Mais, attention! Si Dieu appelle à Lui
tous les hommes, Il désire qu'ils répondent à son appel. Alors, avec
le soutien de ses grâces ils croîtront dans la perfection et dans
l'amour. À ceux qui sauront suivre son appel jusqu'au bout, ses fils
cachés, Dieu donnera d'expérimenter la vie de contemplation divine.
Cependant, "même dans la contemplation la plus haute, la pratique
active des vertus ne perd jamais ses droits." En effet, affirme
Ruysbrœck, "quiconque désire vivre dans l'état le plus parfait
qui existe en la sainte Église doit être un homme rempli de bon
zèle, d'esprit intérieur, contemplatif élevé et communément dévoué à
tous. Ces quatre qualités réunies donnent à celui qui les possède un
état parfait de vie, capable de s'enrichir de grâces plus
nombreuses, en toutes vertus et en connaissance de la vérité, devant
Dieu et devant tous les hommes raisonnables."
L'Anneau ou la Pierre brillante
1
Les qualités qui rendent un homme juste, intérieur, puis
contemplatif
1-1-Comment devenir un homme juste
Ruysbrœck va rappeler les trois qualités
qui rendent un homme juste.
– "La première c'est une conscience pure,
sans remords de péchés mortels.

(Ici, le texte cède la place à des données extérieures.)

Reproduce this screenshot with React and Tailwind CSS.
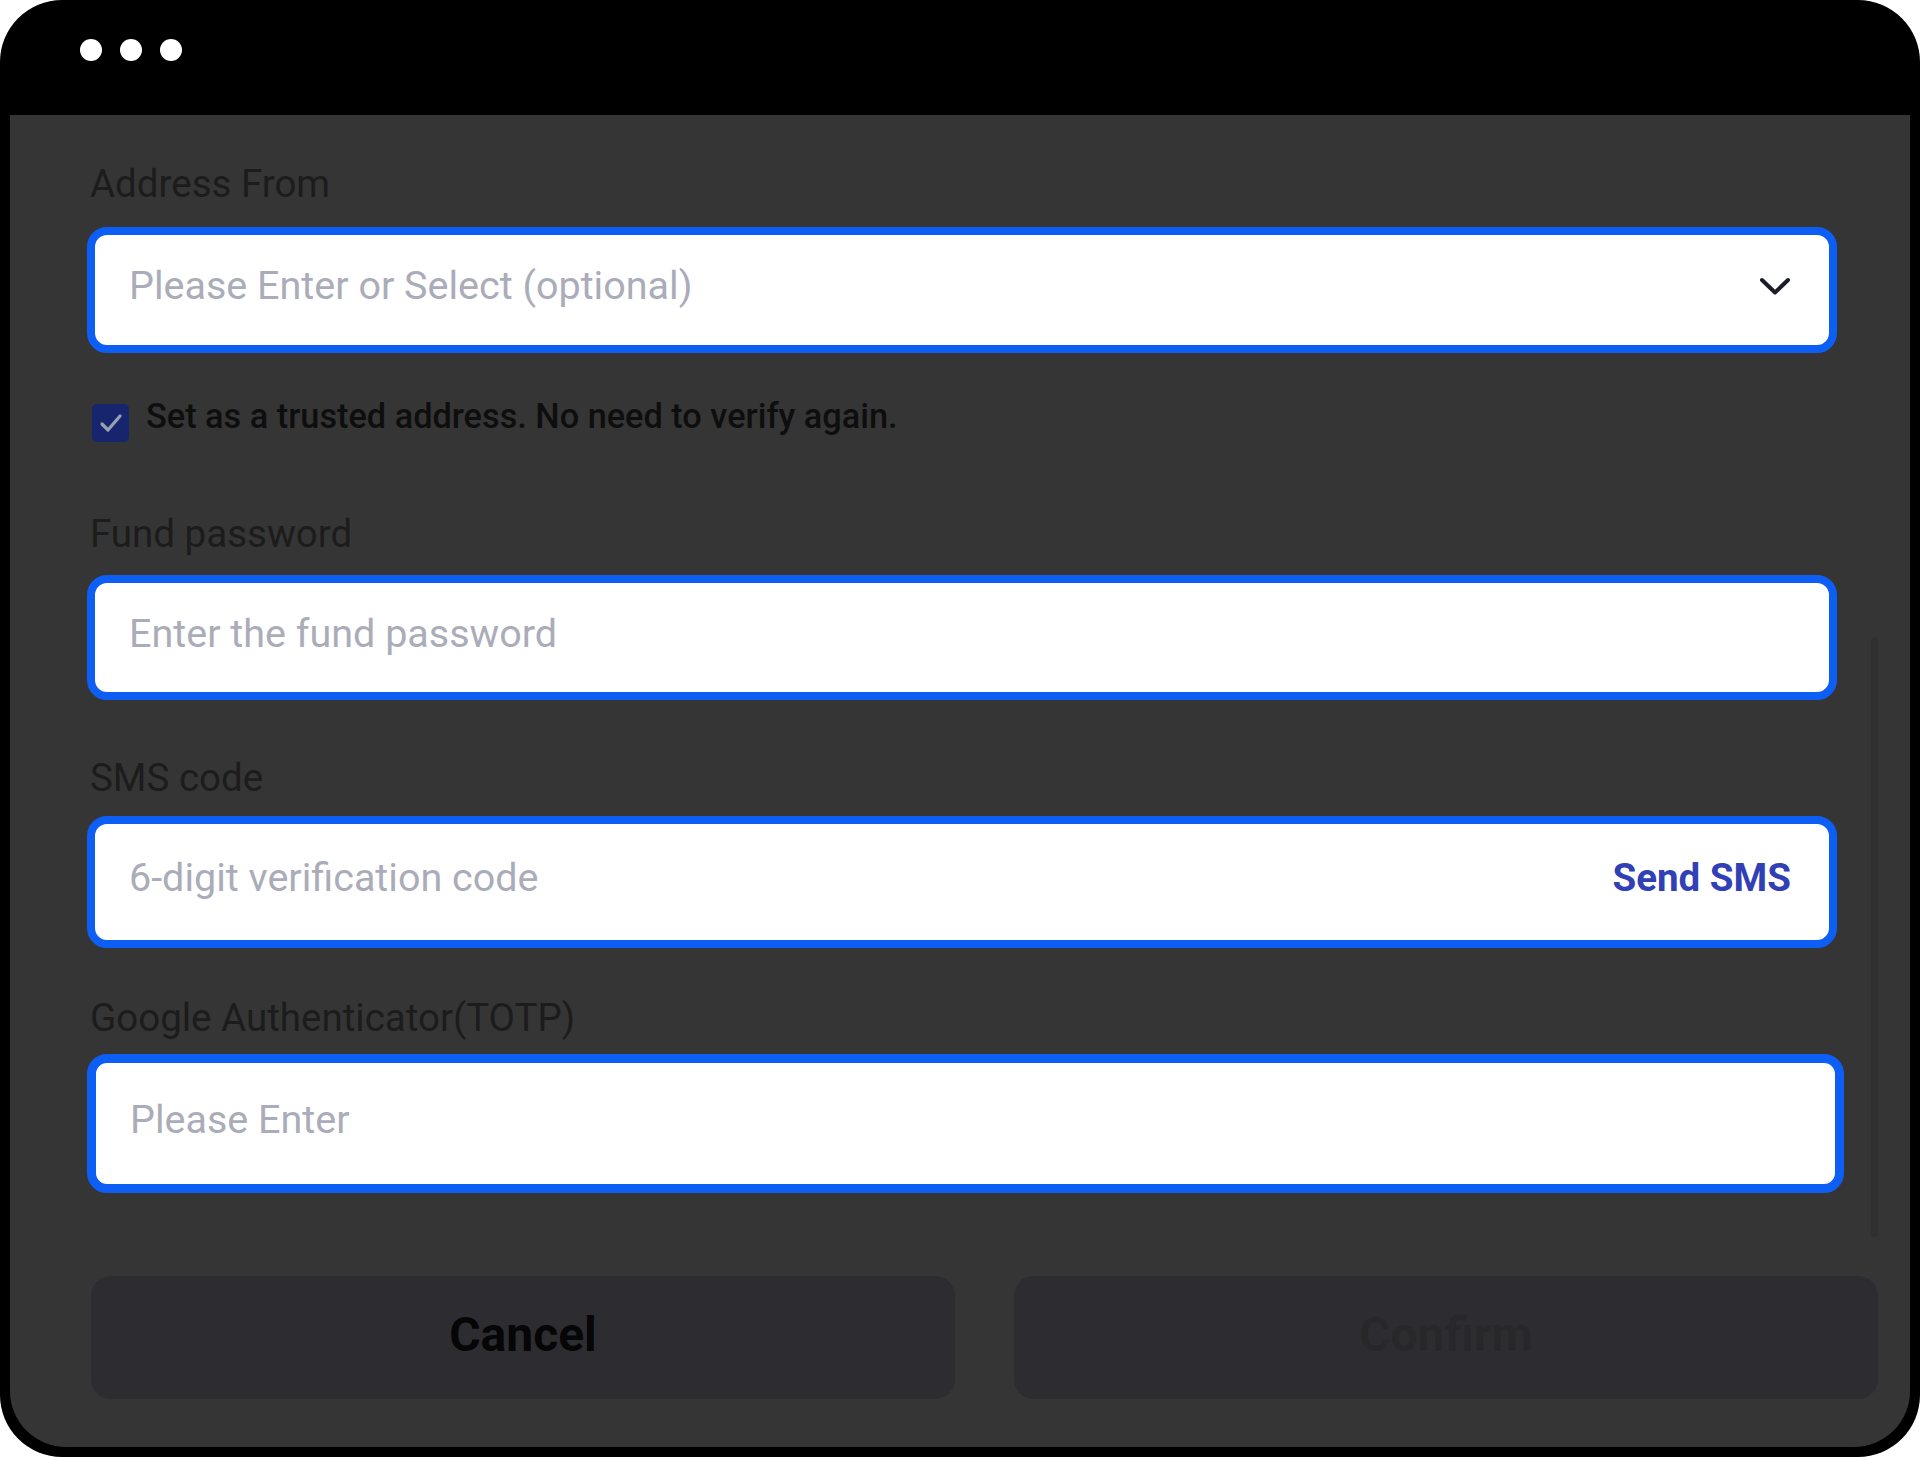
import React from 'react';

const Field = ({ height, width, border, children }) => (
  <div
    className={`flex items-center justify-between bg-white rounded-[20px] border-[#0d5ef4] pl-[34px] pr-[38px] ${height} ${width} ${border}`}
  >
    {children}
  </div>
);

const Placeholder = ({ children }) => (
  <span className="mb-[8px] text-[39.5px] leading-none text-[#aaadb9] font-[Roboto,sans-serif]">{children}</span>
);

const Label = ({ children, className = '' }) => (
  <div className={`pl-[3px] text-[38.5px] leading-[44px] text-[#1c1c1c] font-[Roboto,sans-serif] ${className}`}>
    {children}
  </div>
);

export default function App() {
  return (
    <div className="w-[1920px] h-[1457px] bg-white">
      <div className="w-full h-full bg-black rounded-[62px] flex flex-col overflow-hidden">
        {/* window dots */}
        <div className="h-[115px] shrink-0 flex items-start pt-[39px] pl-[80px] gap-[18px]">
          <span className="w-[22px] h-[22px] rounded-full bg-white" />
          <span className="w-[22px] h-[22px] rounded-full bg-white" />
          <span className="w-[22px] h-[22px] rounded-full bg-white" />
        </div>

        {/* dialog body */}
        <div className="flex-1 mx-[10px] mb-[10px] bg-[#353535] rounded-b-[56px] pl-[77px] pr-[32px] flex flex-col">
          <div className="flex items-start">
            <div className="flex-1 pt-[47px] flex flex-col">
              <Label>Address From</Label>
              <div className="mt-[21px]">
                <Field height="h-[126px]" width="w-[1750px]" border="border-[8px]">
                  <Placeholder>Please Enter or Select (optional)</Placeholder>
                  <svg className="mb-[8px]" width="32" height="19" viewBox="0 0 32 19" fill="none">
                    <path d="M3 3 L16 15.5 L29 3" stroke="#1b1d2a" strokeWidth="4" strokeLinecap="round" strokeLinejoin="round" />
                  </svg>
                </Field>
              </div>

              <div className="mt-[44px] flex items-start pl-[5px]">
                <div className="mt-[7px] w-[37px] h-[38px] rounded-[5px] bg-[#17246e] flex items-center justify-center shrink-0">
                  <svg width="28" height="24" viewBox="0 0 28 24" fill="none">
                    <path d="M5 13 L11 19 L23 5" stroke="#9aa0b4" strokeWidth="3.2" strokeLinecap="round" strokeLinejoin="round" />
                  </svg>
                </div>
                <span className="ml-[17px] text-[34.3px] leading-[38px] font-medium text-[#0e0e0e] font-[Roboto,sans-serif]">
                  Set as a trusted address. No need to verify again.
                </span>
              </div>

              <Label className="mt-[70px]">Fund password</Label>
              <div className="mt-[19px]">
                <Field height="h-[125px]" width="w-[1750px]" border="border-[8px]">
                  <Placeholder>Enter the fund password</Placeholder>
                </Field>
              </div>

              <Label className="mt-[56px]">SMS code</Label>
              <div className="mt-[16px]">
                <Field height="h-[132px]" width="w-[1750px]" border="border-[8px]">
                  <Placeholder>6-digit verification code</Placeholder>
                  <span className="mb-[8px] text-[38.5px] leading-none font-bold text-[#3140b5] font-[Roboto,sans-serif]">Send SMS</span>
                </Field>
              </div>

              <Label className="mt-[48px]">Google Authenticator(TOTP)</Label>
              <div className="mt-[14px]">
                <Field height="h-[139px]" width="w-[1757px]" border="border-[9px]">
                  <Placeholder>Please Enter</Placeholder>
                </Field>
              </div>
            </div>

            {/* scrollbar */}
            <div className="w-[7px] shrink-0">
              <div className="mt-[522px] h-[600px] rounded-full bg-[#303030]" />
            </div>
          </div>

          {/* footer buttons */}
          <div className="mt-[39px] pl-[4px] flex gap-[59px]">
            <button className="flex-1 h-[123px] pb-[5px] rounded-[20px] bg-[#2d2d31] text-[48px] font-bold text-[#060606] font-[Roboto,sans-serif]">
              Cancel
            </button>
            <button className="flex-1 h-[123px] pb-[5px] rounded-[20px] bg-[#2d2d31] text-[48px] font-bold text-[#28282b] font-[Roboto,sans-serif]">
              Confirm
            </button>
          </div>
        </div>
      </div>
    </div>
  );
}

Celui donc qui veut être bon doit
examiner et scruter avec soin sa vie depuis le moment où il a pu
pécher...
– La seconde qualité c'est d'obéir en
toutes choses à Dieu, à la sainte Église et à sa propre raison...
– La troisième qualité qui appartient à
tout homme juste, c'est de poursuivre principalement l'honneur de
Dieu en toutes actions. Si la multitude des œuvres l'empêche d'avoir
Dieu toujours présent devant les yeux, il doit au moins maintenir en
lui l'intention et le désir de vivre en conformité avec la très
chère volonté de Dieu."
Et voici une grande espérance: "Dès
que quelqu'un a résolu en son cœur de posséder ces trois qualités,
si mauvais qu'il ait été auparavant, il devient bon aussitôt,
agréable à Dieu et rempli de sa grâce." (Chapitre 1)
1-2-L'homme intérieur
L'homme devenu juste désire souvent une
vie plus spirituelle, voire intérieure. Trois nouvelles qualités lui
sont nécessaires:
– Tout
d'abord, avoir "le cœur dépouillé d'images, renoncer à toute
satisfaction et affection charnelles... et ne s'attacher qu'à Dieu
seul, afin de pouvoir ainsi le posséder... car Dieu est un esprit
que nul ne peut proprement imaginer... Certes, on peut user des
choses bonnes qui frappent l'imagination, comme les souffrances de
Notre-Seigneur et tout ce qui est capable d'exciter une dévotion
plus grande. Mais pour posséder Dieu, l'on doit aller jusqu'à un pur
dépouillement d'images, c'est-à-dire jusqu'à Dieu même..."
– Ensuite,
posséder une liberté intérieure et spirituelle dans les désirs, afin
"de pouvoir s'élever vers Dieu, sans images ni entraves, par tout
exercice intérieur, c'est-à-dire par action de grâces... et tout ce
qui peut, avec la grâce divine, faire naître en nous affection et
amour, ainsi que zèle intérieur pour toute pratique spirituelle..."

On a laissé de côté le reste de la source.